Monthly injections of a drug can dramatically cool a man's libido and perhaps provide the first effective treatment for sexually deviant behavior, Israeli researchers report in the Feb. 12 New England Journal of Medicine. In tests on 30 men who have pedophilia and other abnormal compulsions such as exhibitionism and frottage, the act of rubbing against another person to achieve sexual arousal, Dr. Ariel Rosler of the Hadassah-Hebrew University Medical Center in Jerusalem and Dr. Eliezer Witztum of Ben Gurion University of Negev found that the drug triptorelin dramatically reduced blood levels of the male hormone testosterone and virtually eliminated deviant sexual fantasies.
The drug treatment was combined with psychotherapy. The study's subjects were men who either were released from prison in exchange for their participation or had volunteered to take the drug to avoid prosecution. "All 30 men stated that their sexual desire had decreased considerably and that their sexual behavior had become easily controllable," the researchers reported. An estimated 10% to 20% of children in the United States are sexually molested by the time they turn 18, usually by men.
Researchers Report Proof of Repetitive Strain Injury
Repetitive strain injury, sometimes challenged as a figment of patients' imaginations, is a real medical condition caused by nerve damage, British researchers said Wednesday. Medical and legal experts have often dismissed complaints of chronic pain in fingers and hands, but the new research gives the clearest indication yet that the injuries linked to intensive keyboard use are caused by damage to sensory nerves in the hand.
Physiotherapist Jane Greening of University College London said at a news conference that she and neurophysiologist Bruce Lynn used a device called a vibrometer to measure how well sensory nerves of 17 RSI sufferers and a group of 29 "at risk" office workers functioned during a two-year period.
The people with RSI showed reduced sensitivity to vibration in the hand area and an overreaction to normally innocuous stimulation. The reduced sensitivity became more apparent after keyboard use when another nerve to the hand, the ulnar nerve, was also damaged.
Migraine Sufferers Have New Treatment Option
The Food and Drug Administration has cleared a new drug for the treatment of migraines. Amerge, known generically as naratriptan, is one of a new class of migraine drugs called triptans that act on the brain chemical serotonin. Sumatriptan, also called Imitrex, was the first such drug to be marketed. In many migraine sufferers, the drug can eliminate the headache in as little as a half-hour.

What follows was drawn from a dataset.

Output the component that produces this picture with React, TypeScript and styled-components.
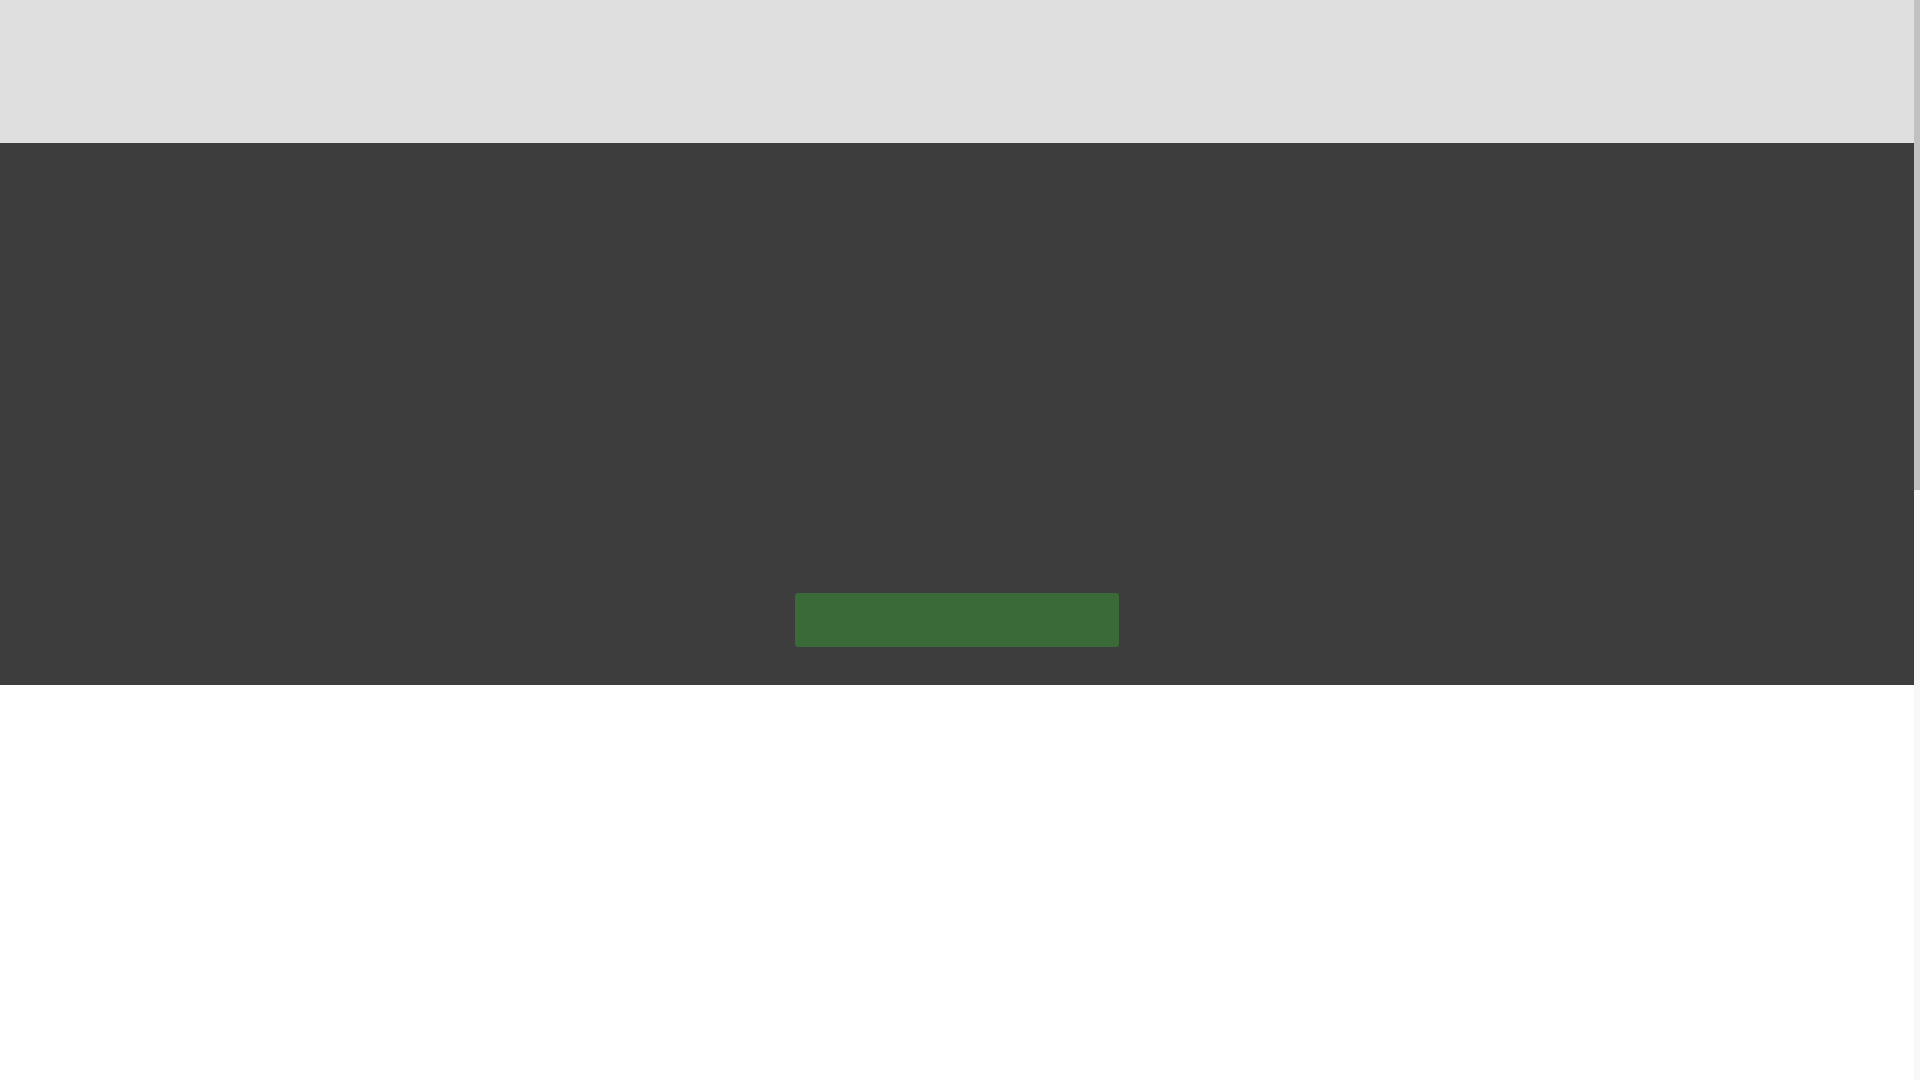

In clinical trials, 60% to 66% of volunteers with moderate to severe headaches said Amerge helped their pain within four hours, and the pain stayed away for a day in 72% to 81%, a longer lasting effect than the earlier drug.
Longer Hours for Women May Hinder Conception
Working long hours may be good for a woman's career but it could make it difficult for her to conceive, Thai researchers say. Dr. Pitchaya Tuntiseranee and colleagues at Prince of Songkla University reported in the February issue of Occupational and Environmental Medicine that women who worked more than 71 hours a week took longer to get pregnant.
They studied 1,496 women in southern Thailand who received prenatal care at two public hospitals, comparing their working hours, age, education, menstrual regularity, medical history, frequency of sexual relations and how long it took them to conceive. If the woman works more than 71 hours a week, the couple was much more likely to take longer than 7.8 months to achieve pregnancy.
Study: HPV Is Prevalent Among Young Women
Sixty percent of women students at Rutgers University caught the papilloma virus by the time they finished three years of college. The sexually transmitted infection usually went away within a few months. The finding, reported in the Feb. 12 New England Journal of Medicine, underscores the high risk of young women catching this virus, as well as its typically passing nature.
Human papilloma virus--HPV--can cause warts but otherwise is almost always harmless. However, it can trigger cervical cancer in a tiny percentage of those infected. It can also cause abnormal cell growth that is picked up by Pap tests. Dr. Robert D. Burk and others from Albert Einstein College of Medicine in New York City tested 608 women students every six months. At the start, 26% were already infected. Over the three years, 60% had the virus at some point. Seventy percent of the infections went away after one year, and 91% after two years.